Préparez. Cette règle aussi simple qu’essentielle pour tout temps de travail collectif n’est que peu respectée dans les réunions classiques. Vous l’avez compris, elle est d’autant plus indispensable que vous allez devoir composer avec un environnement peu flexible, et réfléchir aux manières d’aborder les différents sujets, les différentes manières de les travailler, de manière synchrone ou asynchrone, etc.
Enfin, comme avec absolument toute intervention reposant sur des outils, utilisez des outils que vous maîtrisez déjà suffisamment (apprenez à les utiliser avant si nécessaire) et vérifiez qu’ils sont utilisables dans l’environnement qui vous concerne (faut-il acheter, installer, faire autoriser, passer par un VPN, firewall, etc. ?), prévoyez un plan B (voire C).
Et le lien dans tout ça ?
Si nous avons abordé la problématique sous un angle volontairement assez productif (être efficace, réussir ses réunions ou ateliers en ligne), il nous paraissait important de poser un dernier sujet en guise de conclusion.
En effet il se passe beaucoup de choses au-delà du temps productif de ces moments partagés.

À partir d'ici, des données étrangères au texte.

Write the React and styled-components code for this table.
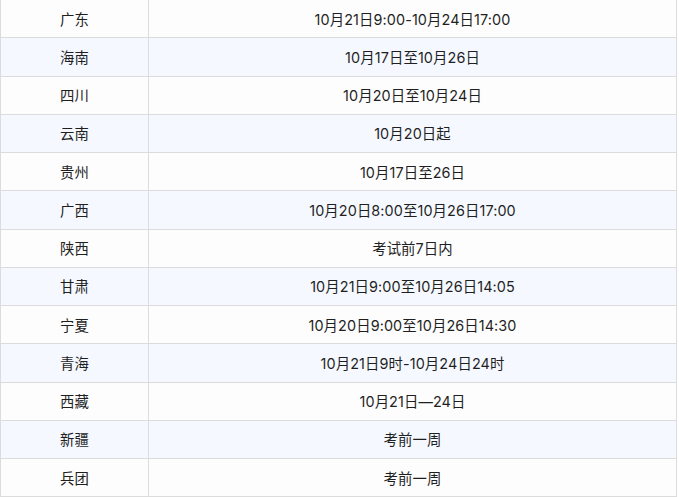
import React from "react";
import styled, { createGlobalStyle } from "styled-components";

const Global = createGlobalStyle`
  html, body { margin: 0; padding: 0; background: #ffffff; }
  body { font-family: Inter, "Noto Sans CJK SC", sans-serif; }
`;

const Table = styled.div`
  width: 677px;
  display: grid;
  grid-template-columns: 147px 1fr;
  border-left: 1px solid #dcdcdc;
  border-right: 1px solid #dcdcdc;
  box-sizing: border-box;
`;

const Row = styled.div`
  display: contents;
`;

const Cell = styled.div`
  height: 38.25px;
  box-sizing: border-box;
  border-bottom: 1px solid #dcdcdc;
  border-left: ${(p) => (p.$first ? "none" : "1px solid #dcdcdc")};
  background: ${(p) => (p.$alt ? "#f5f9ff" : "#fdfdfd")};
  display: flex;
  align-items: center;
  justify-content: center;
  font-family: Inter, "Noto Sans CJK SC", sans-serif;
  font-size: 14.4px;
  letter-spacing: 0.1px;
  color: #1f1f1f;
  padding-bottom: 1px;
`;

const data = [
  ["广东", "10月21日9:00-10月24日17:00"],
  ["海南", "10月17日至10月26日"],
  ["四川", "10月20日至10月24日"],
  ["云南", "10月20日起"],
  ["贵州", "10月17日至26日"],
  ["广西", "10月20日8:00至10月26日17:00"],
  ["陕西", "考试前7日内"],
  ["甘肃", "10月21日9:00至10月26日14:05"],
  ["宁夏", "10月20日9:00至10月26日14:30"],
  ["青海", "10月21日9时-10月24日24时"],
  ["西藏", "10月21日—24日"],
  ["新疆", "考前一周"],
  ["兵团", "考前一周"],
];

export default function App() {
  return (
    <>
      <Global />
      <Table>
        {data.map(([p, t], i) => (
          <Row key={p}>
            <Cell $first $alt={i % 2 === 1}>{p}</Cell>
            <Cell $alt={i % 2 === 1}>{t}</Cell>
          </Row>
        ))}
      </Table>
    </>
  );
}
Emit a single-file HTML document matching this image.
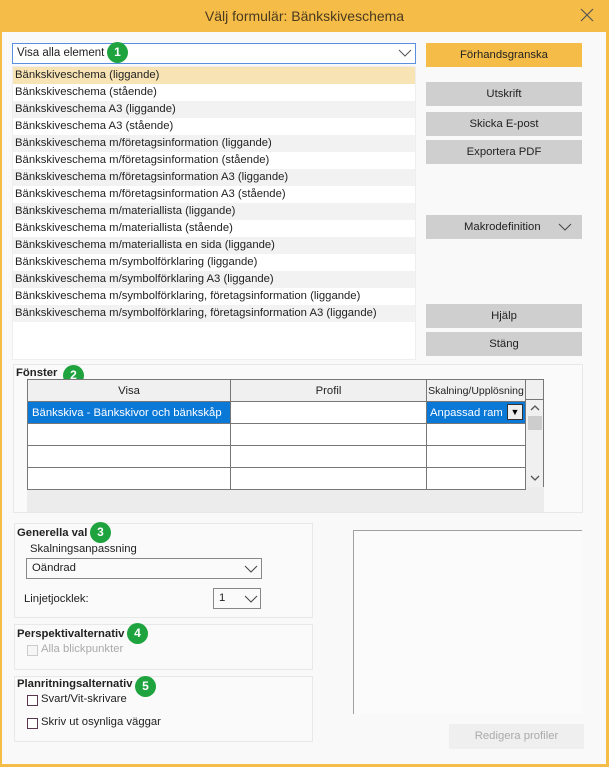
<!DOCTYPE html>
<html><head><meta charset="utf-8"><style>
*{box-sizing:border-box;margin:0;padding:0}
body{width:609px;height:767px;position:relative;overflow:hidden;background:#f5bd47;font-family:"Liberation Sans","DejaVu Sans",sans-serif;font-size:11.3px;color:#222}
.a{position:absolute}
#main{left:2px;top:32px;width:604px;height:732px;background:#f9f9f9}
.title{left:0;top:0;width:609px;height:32px;text-align:center;line-height:33px;font-size:14px;color:#4a3a20}
.btn{position:absolute;left:426px;width:156px;height:24px;background:#cfcfcf;text-align:center;line-height:24px;color:#222}
.row{position:absolute;left:13px;width:402px;height:17px;line-height:17px;padding-left:2px;white-space:nowrap}
.badge{position:absolute;width:21px;height:21px;border-radius:50%;background:#1ea33f;color:#fff;font-weight:bold;font-size:12px;text-align:center;line-height:21px}
.grp{position:absolute;background:#fafafa;border:1px solid #e8e8e8}
.bold{font-weight:bold}
.cb{position:absolute;width:11px;height:11px;border:1px solid #5a3550;background:#fff}
table{border-collapse:collapse}
td{border:1px solid #777;height:22px;padding:0}
</style></head><body>
<div class="a title">Välj formulär: Bänkskiveschema</div>
<svg class="a" style="left:580px;top:8px" width="14" height="14"><path d="M1 1 L13 13 M13 1 L1 13" stroke="#555" stroke-width="1.2"/></svg>
<div class="a" id="main"></div>

<div class="a" style="left:12px;top:43px;width:404px;height:21px;border:1px solid #5a8ee0;background:#fff;line-height:19px;padding-left:4px;font-size:11.5px">Visa alla element</div>
<svg class="a" style="left:398px;top:48px" width="14" height="10"><path d="M1 2 L7 8 L13 2" stroke="#555" fill="none"/></svg>
<div class="badge" style="left:107px;top:42px">1</div>

<div class="a" style="left:12px;top:66px;width:404px;height:294px;background:#fff;border:1px solid #eee"></div>
<div class="row" style="top:67px;background:#f8e3b5">Bänkskiveschema (liggande)</div>
<div class="row" style="top:84px">Bänkskiveschema (stående)</div>
<div class="row" style="top:101px;background:#f2f2f2">Bänkskiveschema A3 (liggande)</div>
<div class="row" style="top:118px">Bänkskiveschema A3 (stående)</div>
<div class="row" style="top:135px;background:#f2f2f2">Bänkskiveschema m/företagsinformation (liggande)</div>
<div class="row" style="top:152px">Bänkskiveschema m/företagsinformation (stående)</div>
<div class="row" style="top:169px;background:#f2f2f2">Bänkskiveschema m/företagsinformation A3 (liggande)</div>
<div class="row" style="top:186px">Bänkskiveschema m/företagsinformation A3 (stående)</div>
<div class="row" style="top:203px;background:#f2f2f2">Bänkskiveschema m/materiallista (liggande)</div>
<div class="row" style="top:220px">Bänkskiveschema m/materiallista (stående)</div>
<div class="row" style="top:237px;background:#f2f2f2">Bänkskiveschema m/materiallista en sida (liggande)</div>
<div class="row" style="top:254px">Bänkskiveschema m/symbolförklaring (liggande)</div>
<div class="row" style="top:271px;background:#f2f2f2">Bänkskiveschema m/symbolförklaring A3 (liggande)</div>
<div class="row" style="top:288px">Bänkskiveschema m/symbolförklaring, företagsinformation (liggande)</div>
<div class="row" style="top:305px;background:#f2f2f2">Bänkskiveschema m/symbolförklaring, företagsinformation A3 (liggande)</div>

<div class="btn" style="top:43px;background:#f5bd47">Förhandsgranska</div>
<div class="btn" style="top:82px">Utskrift</div>
<div class="btn" style="top:112px">Skicka E-post</div>
<div class="btn" style="top:140px">Exportera PDF</div>
<div class="btn" style="top:215px;text-align:left;padding-left:38px">Makrodefinition</div>
<svg class="a" style="left:558px;top:222px" width="14" height="10"><path d="M1 2 L7 8 L13 2" stroke="#444" fill="none"/></svg>
<div class="btn" style="top:304px">Hjälp</div>
<div class="btn" style="top:332px">Stäng</div>

<div class="grp" style="left:13px;top:364px;width:570px;height:149px"></div>
<div class="a bold" style="left:16px;top:367px">Fönster</div>
<div class="badge" style="left:63px;top:365px">2</div>
<div class="a" style="left:27px;top:379px;width:517px;height:133px;background:#ececec"></div>
<table class="a" style="left:27px;top:379px;width:499px;background:#fff">
<tr style="background:#f0f0f0"><td style="width:203px;height:21px;text-align:center">Visa</td><td style="width:196px;text-align:center">Profil</td><td style="text-align:center;font-size:10.5px;white-space:nowrap">Skalning/Upplösning</td></tr>
<tr><td style="background:#0a78d7;color:#fff;padding-left:4px;white-space:nowrap">Bänkskiva - Bänkskivor och bänkskåp</td><td></td><td style="background:#0a78d7;color:#fff;padding-left:3px;position:relative">Anpassad ram<span style="position:absolute;right:2px;top:2px;width:16px;height:16px;background:#eee;border:1px solid #333;color:#000;font-size:9px;text-align:center;line-height:15px">▼</span></td></tr>
<tr><td style="height:21px"></td><td></td><td></td></tr>
<tr><td style="height:21px"></td><td></td><td></td></tr>
<tr><td style="height:21px"></td><td></td><td></td></tr>
</table>
<div class="a" style="left:526px;top:379px;width:18px;height:21px;background:#f0f0f0;border:1px solid #777;border-left:none"></div>
<div class="a" style="left:526px;top:400px;width:18px;height:87px;background:#f0f0f0;border-right:1px solid #777"></div>
<svg class="a" style="left:530px;top:404px" width="10" height="8"><path d="M1 6 L5 2 L9 6" stroke="#555" fill="none" stroke-width="1.3"/></svg>
<div class="a" style="left:528px;top:416px;width:14px;height:14px;background:#cdcdcd"></div>
<svg class="a" style="left:530px;top:474px" width="10" height="8"><path d="M1 2 L5 6 L9 2" stroke="#555" fill="none" stroke-width="1.3"/></svg>

<div class="grp" style="left:14px;top:523px;width:299px;height:95px"></div>
<div class="a bold" style="left:17px;top:527px">Generella val</div>
<div class="badge" style="left:90px;top:522px">3</div>
<div class="a" style="left:30px;top:543px">Skalningsanpassning</div>
<div class="a" style="left:26px;top:558px;width:236px;height:21px;border:1px solid #888;background:#fafafa;padding:3px 0 0 5px">Oändrad</div>
<svg class="a" style="left:244px;top:564px" width="14" height="10"><path d="M1 2 L7 8 L13 2" stroke="#444" fill="none"/></svg>
<div class="a" style="left:24px;top:593px">Linjetjocklek:</div>
<div class="a" style="left:213px;top:588px;width:48px;height:21px;border:1px solid #888;background:#fafafa;padding:3px 0 0 5px">1</div>
<svg class="a" style="left:244px;top:594px" width="14" height="10"><path d="M1 2 L7 8 L13 2" stroke="#444" fill="none"/></svg>

<div class="grp" style="left:14px;top:624px;width:299px;height:46px"></div>
<div class="a bold" style="left:17px;top:628px">Perspektivalternativ</div>
<div class="badge" style="left:127px;top:623px">4</div>
<div class="cb" style="left:27px;top:645px;border-color:#ccc;background:#f6f6f6"></div>
<div class="a" style="left:41px;top:643px;color:#aaa">Alla blickpunkter</div>

<div class="grp" style="left:14px;top:676px;width:299px;height:66px"></div>
<div class="a bold" style="left:17px;top:678px">Planritningsalternativ</div>
<div class="badge" style="left:135px;top:676px">5</div>
<div class="cb" style="left:27px;top:695px"></div>
<div class="a" style="left:41px;top:693px">Svart/Vit-skrivare</div>
<div class="cb" style="left:27px;top:718px"></div>
<div class="a" style="left:41px;top:716px">Skriv ut osynliga väggar</div>

<div class="a" style="left:353px;top:530px;width:229px;height:184px;border-left:1px solid #a0a0a0;border-top:1px solid #a0a0a0;background:#fbfbfb"></div>
<div class="a" style="left:449px;top:724px;width:135px;height:25px;background:#efefef;color:#aaa;text-align:center;line-height:25px">Redigera profiler</div>
</body></html>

Il se joue un ensemble de petits événements relationnels qui contribuent à en faire un espace-temps socialement riche : des moments autour du travail qui ne sont pas dédiés au travail, des discussions plus légères en fin de réunion… Dès lors que nos réunions sont préparées, cadrées, organisées et efficaces, où trouvera-t-on le moment pour l’insidieux, le réconfort social ou le relâchement ?
Alors que nous nous apprêtons à vivre une période de confinement, imaginons des espaces où il peut se jouer autre chose que de la production autour du travail. Créons des moments de rencontres virtuelles où vit tout ce qui fait qu’une réunion n’est pas qu’un espace de production, mais également un lieu de construction sociale dans l’entreprise.